Out in the vegetable garden on Mother’s Day

March 15, 2010

I almost had a bit of an argument with my son yesterday morning.

“It’s Mothers Day Mum. That means a day off – no computer, no work and no gardening”.  Number one and number two I could almost go along with, but number three…. No Gardening….I’d planned an entire day.  It was to be the nicest day of the year and I’m starting to feel like I’ve been cooped up for weeks.  I could see I would need to do a bit of negotiating here…

“Aaah, Truffles – thank’s guys, my favourites, and lovely flowers AND a cup of tea (our nine year old has just learned how to make a brew and offers all the time so we’re making the most of it) and you’ve all made such lovely cards too.”  The three of them had gone to a lot of trouble and were so excited about giving their presents as they bounced all over the bed in anticipation. “Oops, mind the tea….now about that day not gardening…..” It’s amazing what children will do for chocolate before breakfast – wonder where they get it from?

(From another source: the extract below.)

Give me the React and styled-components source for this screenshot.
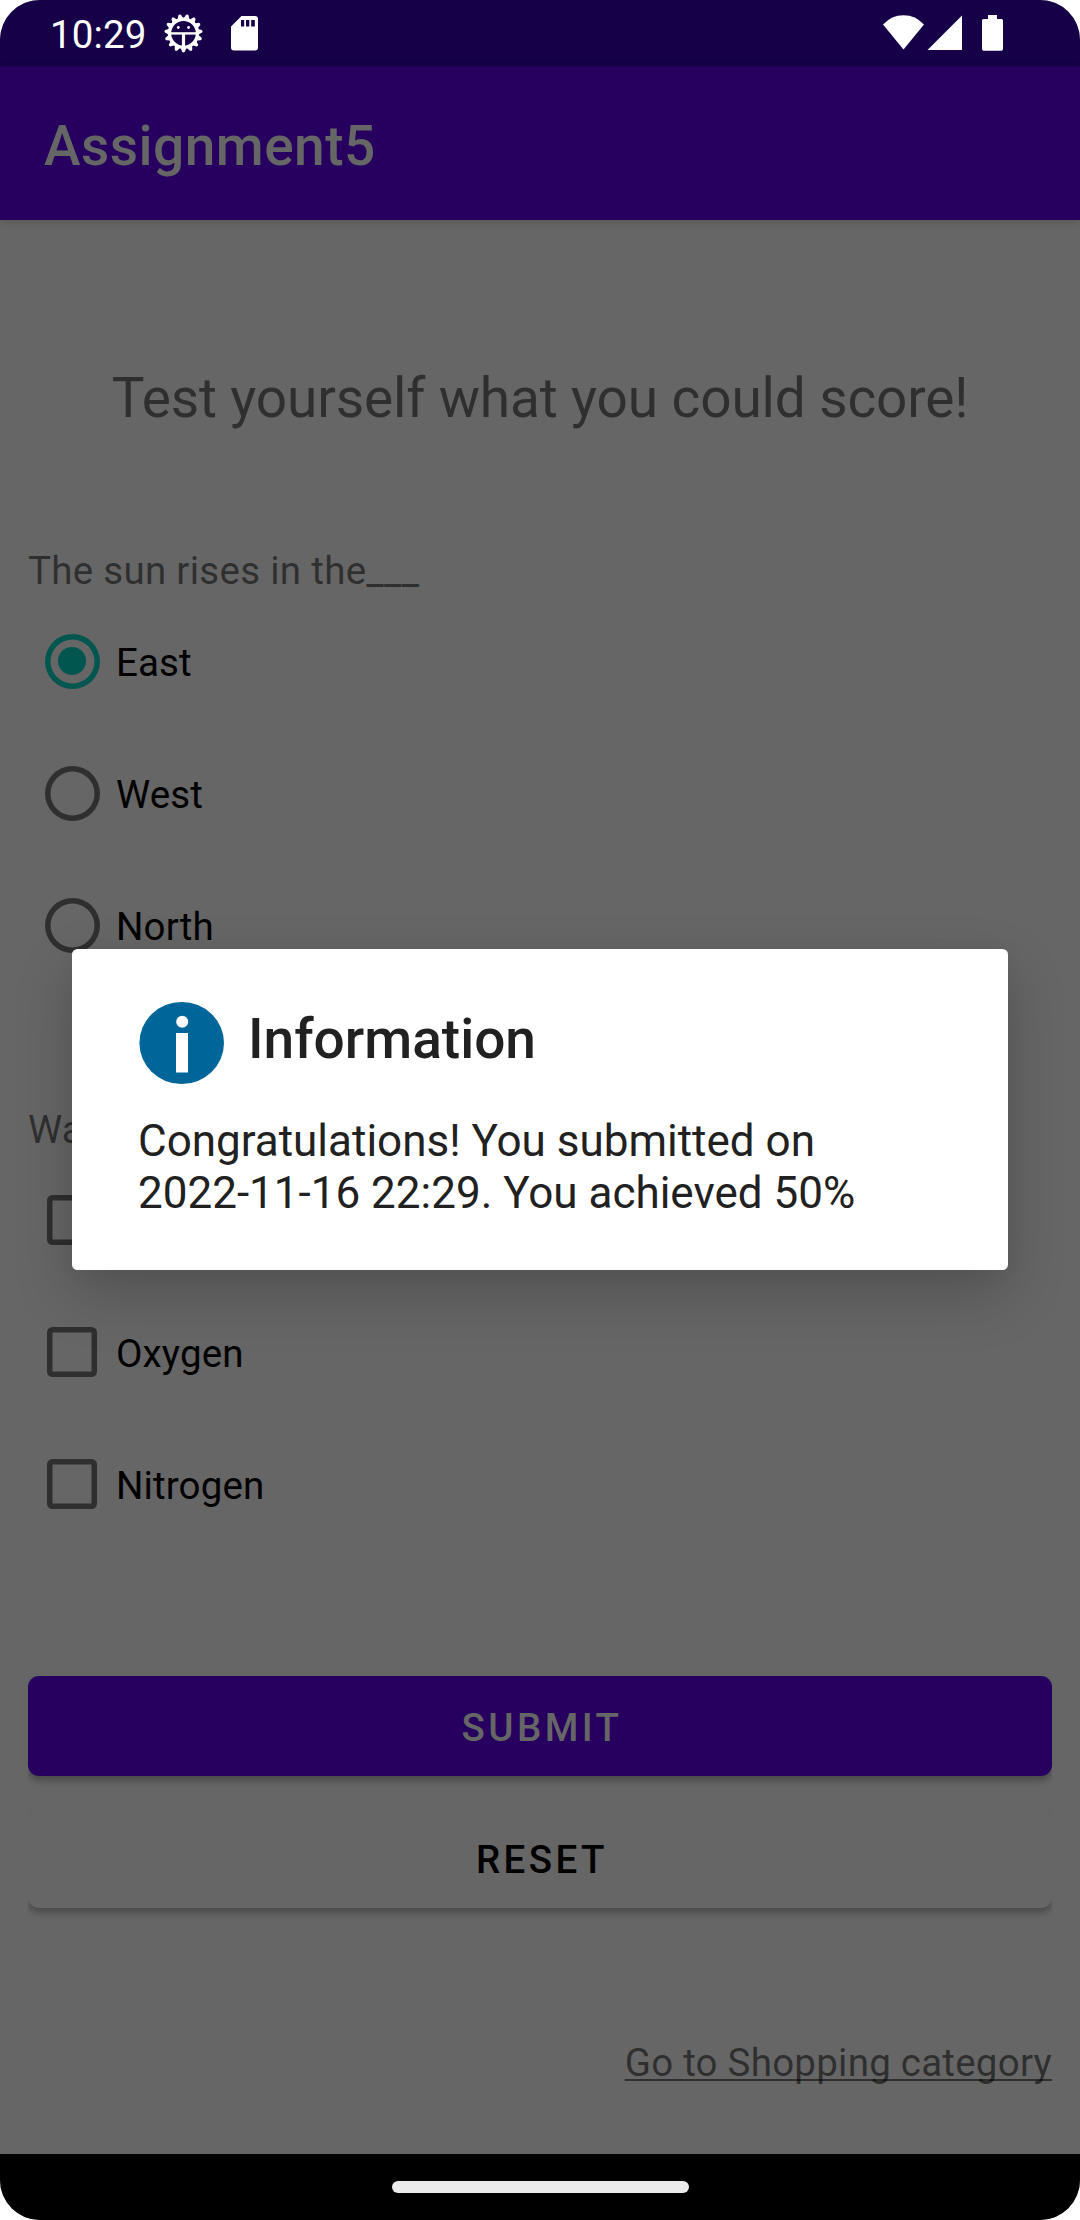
import React from "react";
import styled, { createGlobalStyle } from "styled-components";

const GlobalStyle = createGlobalStyle`
  *, *::before, *::after { box-sizing: border-box; }
  html, body { margin: 0; padding: 0; background: #fff; }
  body { font-family: Roboto, "Liberation Sans", sans-serif; }
`;

const dim = "rgba(0, 0, 0, 0.54)";

const Screen = styled.div`
  position: relative;
  width: 1080px;
  height: 2220px;
  display: flex;
  flex-direction: column;
  overflow: hidden;
  border-radius: 40px;
  background: #666;
  font-size: 38.5px;
  color: #000;
`;

const StatusBar = styled.header`
  flex: none;
  height: 66px;
  display: flex;
  justify-content: space-between;
  padding: 0 76px 0 50px;
  background: #160048;
  color: #fff;
`;

const StatusGroup = styled.div`
  display: flex;
  align-items: flex-start;

  svg { display: block; flex: none; }
`;

const Clock = styled.span`
  width: 112px;
  padding-top: 4px;
  line-height: 62px;
  letter-spacing: 0.15px;
  white-space: nowrap;
`;

const AppBar = styled.div`
  flex: none;
  height: 154px;
  display: flex;
  align-items: center;
  padding: 6px 44px 0;
  background: #27005f;
  color: #666;
  box-shadow: 0 2px 8px rgba(0, 0, 0, 0.14);
`;

const AppTitle = styled.h1`
  margin: 0;
  font-size: 55px;
  font-weight: 500;
  letter-spacing: 0.48px;
`;

const Content = styled.main`
  flex: 1;
  display: flex;
  flex-direction: column;
  padding: 141px 28px 0;
`;

const Heading = styled.h2`
  margin: 0 0 110px;
  font-size: 55px;
  font-weight: 400;
  line-height: 74px;
  letter-spacing: -0.14px;
  text-align: center;
  white-space: nowrap;
  color: ${dim};
`;

const Question = styled.section`
  margin-bottom: ${(p) => p.$after}px;
`;

const Prompt = styled.p`
  margin: 0;
  padding-top: 2px;
  line-height: 48px;
  letter-spacing: 0.29px;
  color: ${dim};
`;

const Option = styled.label`
  height: 132px;
  display: flex;
  align-items: center;
`;

const Control = styled.span`
  width: 88px;
  display: flex;
  justify-content: center;
`;

const RadioMark = styled.span`
  width: 55px;
  height: 55px;
  display: grid;
  place-items: center;
  border-radius: 50%;
  box-shadow: inset 0 0 0 5.5px ${(p) => (p.$on ? "#01574f" : dim)};

  &::after {
    content: "";
    width: 28px;
    height: 28px;
    border-radius: 50%;
    background: ${(p) => (p.$on ? "#01574f" : "transparent")};
  }
`;

const CheckMark = styled.span`
  width: 50px;
  height: 50px;
  border-radius: 5.5px;
  box-shadow: inset 0 0 0 5.5px ${dim};
`;

const OptionText = styled.span`
  padding-top: 3px;
  letter-spacing: 0.13px;
`;

const ButtonSlot = styled.div`
  height: 132px;
  overflow: hidden;
`;

const Button = styled.button`
  width: 100%;
  height: 100px;
  display: block;
  border: 0;
  border-radius: 11px;
  padding: 3px 0 0 4px;
  font: 500 38.5px Roboto, sans-serif;
  letter-spacing: 0.0893em;
  background: ${(p) => (p.$primary ? "#27005f" : "#666")};
  color: ${(p) => (p.$primary ? "#666" : "#000")};
  box-shadow: 0 5px 7px rgba(0, 0, 0, 0.27);
`;

const ShopLink = styled.a`
  align-self: flex-end;
  margin-top: 98px;
  line-height: 50px;
  letter-spacing: 0.24px;
  color: ${dim};
  text-decoration: underline;
  text-decoration-thickness: 2px;
  text-underline-offset: 3px;
  text-decoration-skip-ink: none;
`;

const NavBar = styled.footer`
  flex: none;
  height: 66px;
  display: flex;
  align-items: flex-start;
  justify-content: center;
  padding-top: 27px;
  background: #000;
`;

const HomeHandle = styled.span`
  width: 297px;
  height: 11.5px;
  border-radius: 6px;
  background: #ebebeb;
`;

const Dialog = styled.div`
  position: absolute;
  top: 949px;
  left: 72px;
  width: 936px;
  height: 321px;
  padding: 50px 66px 0;
  border-radius: 5.5px;
  background: #fff;
  color: #212121;
  box-shadow: 0 24px 60px rgba(0, 0, 0, 0.2), 0 2px 20px rgba(0, 0, 0, 0.04);
`;

const DialogHeader = styled.div`
  display: flex;
  height: 88px;

  svg { display: block; flex: none; }
`;

const DialogTitle = styled.h3`
  margin: 0 0 0 22px;
  font-size: 55px;
  font-weight: 500;
  line-height: 80px;
`;

const Message = styled.p`
  margin: 28px 0 0;
  font-size: 44px;
  line-height: 52px;
  white-space: pre-line;
`;

const teeth = Array.from({ length: 15 }, (_, i) => 180 + i * 24);

function BugIcon() {
  return (
    <svg width="44" height="66" viewBox="162 0 44 66">
      <g fill="#fff">
        {teeth.map((a) => (
          <path key={a} d="M180.4 19 L182.2 14.6 Q183.5 13.4 184.8 14.6 L186.6 19 Z" transform={`rotate(${a} 183.5 33.2)`} />
        ))}
      </g>
      <circle cx="183.5" cy="33.2" r="14" fill="none" stroke="#fff" strokeWidth="3.4" />
      <path d="M171 33.4 H196" stroke="#fff" strokeWidth="2.4" />
      <path d="M183.5 33 V47" stroke="#fff" strokeWidth="3.2" />
      <circle cx="178.3" cy="27.5" r="1.4" fill="#fff" />
      <circle cx="188.6" cy="27.5" r="1.4" fill="#fff" />
    </svg>
  );
}

function CardIcon() {
  return (
    <svg width="54" height="66" viewBox="206 0 54 66">
      <path
        fill="#fff"
        fillRule="evenodd"
        d="M241.5 16 H255 Q258 16 258 19 V47.500 Q258 50.500 255 50.500 H234 Q231 50.500 231 47.500 V26.500 Z M241 20 V26.500 H244.200 V20 Z M246 20 V26.500 H249.300 V20 Z M251.200 20 V26.500 H254.800 V20 Z"
      />
    </svg>
  );
}

function SystemIcons() {
  return (
    <svg width="124" height="66" viewBox="880 0 124 66">
      <g fill="#fff">
        <path d="M883 24.500 Q891.500 15.200 903.500 15.200 Q915.500 15.200 924 24.500 L903.500 49.500 Z" />
        <path d="M962 15.500 V50 H927.500 Z" />
        <path d="M988 15 H997 V19 H1001.500 Q1003 19 1003 20.500 V49 Q1003 50.700 1001.500 50.700 H983.500 Q982 50.700 982 49 V20.500 Q982 19 983.500 19 H988 Z" />
      </g>
    </svg>
  );
}

function InfoIcon() {
  return (
    <svg width="88" height="88" viewBox="138 999 88 88">
      <ellipse cx="181.7" cy="1043" rx="42.300" ry="41" fill="#006699" />
      <circle cx="182.200" cy="1021.800" r="6" fill="#fff" />
      <rect x="176" y="1033" width="12" height="39.500" fill="#fff" />
    </svg>
  );
}

const directions = ["East", "West", "North"];
const gases = ["", "Oxygen", "Nitrogen"];

export default function App() {
  return (
    <>
      <GlobalStyle />
      <Screen>
        <StatusBar>
          <StatusGroup>
            <Clock>10:29</Clock>
            <BugIcon />
            <CardIcon />
          </StatusGroup>
          <StatusGroup>
            <SystemIcons />
          </StatusGroup>
        </StatusBar>
        <AppBar>
          <AppTitle>Assignment5</AppTitle>
        </AppBar>
        <Content>
          <Heading>Test yourself what you could score!</Heading>
          <Question $after={113}>
            <Prompt>The sun rises in the___</Prompt>
            {directions.map((name) => (
              <Option key={name}>
                <Control>
                  <RadioMark $on={name === "East"} />
                </Control>
                <OptionText>{name}</OptionText>
              </Option>
            ))}
          </Question>
          <Question $after={126}>
            <Prompt>Wa</Prompt>
            {gases.map((name) => (
              <Option key={name}>
                <Control>
                  <CheckMark />
                </Control>
                {name && <OptionText>{name}</OptionText>}
              </Option>
            ))}
          </Question>
          <ButtonSlot>
            <Button $primary>SUBMIT</Button>
          </ButtonSlot>
          <ButtonSlot>
            <Button>RESET</Button>
          </ButtonSlot>
          <ShopLink>Go to Shopping category</ShopLink>
        </Content>
        <NavBar>
          <HomeHandle />
        </NavBar>
        <Dialog role="dialog">
          <DialogHeader>
            <InfoIcon />
            <DialogTitle>Information</DialogTitle>
          </DialogHeader>
          <Message>{"Congratulations! You submitted on\n2022-11-16 22:29. You achieved 50%"}</Message>
        </Dialog>
      </Screen>
    </>
  );
}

And so with middle daughter as my helper for the day, after breakfast we set to work, leaving Dad to sleep in.

All of the tomato seedlings were ready to prickout from the seed trays into larger pots and the remaining nasturtiums went into the bin.  I’d moved lots into the tunnel and they all keeled over – shock of the night time temperature I think.  I’d started another tray off and did exactly what I told everyone at GIY Kilkenny not to do last week – put them in a room I barely go in.  Needless to say they hadn’t been watered and those that had germinated were as crisp as, well a crisp I guess!

My helper really enjoyed the pricking out and her fingers were small enough to do it well.  We then went on to sow lots more: Basil, aubergines, marigolds, chilli’s, sweet peppers, squashes and courgettes – I’ll be growing all of these in the polytunnel later this year.

I’m still getting the hang of my tunnel.  Last year I grew summer crops that wouldn’t be hardy enough to grow well outside here – aubergine, peppers, chillis, tomatoes, melon and cucumber.  Following the one day workshop I went on at Irish Seedsavers last November I now realise tunnels have SO much more potential.  This year I’ll try and keep crops growing all year round – it makes sense that it should pay it’s way in the vegetable garden. However, it’s keeping me on my toes when it comes to planning the crop rotation in there.  After a few days of sunny weather the shallots, garlic (both taken from crops harvested last year),  mangetout and broad beans have all had a growth spurt and I’ve tucked in a row of shallots behind the legumes.  The central bed has been raked, fertilised and prepared in readiness for its new crops, and another patch of early carrots have been sown.

Then on to the outside.  Ian’s done a fantastic job widening and digging over the beds over the past week and after lunch we got to work on the onion patch.  I finally managed to plant some organic shallots (Red Sun I think – must check with Highbank), garlic (Arno) and onions (Setton), with some corriander (Santos) at the end of the row to encourage the hoverflies into the garden.

The big surprise of the day was how dry everything is.  We had to water the onion patch prior to sowing and we’re struggling to remember when it last rained.  I think the forecast is for rain all day on Thursday…typical – the day my mum and dad arrive for their first visit in three years. We think they’ll notice a few changes.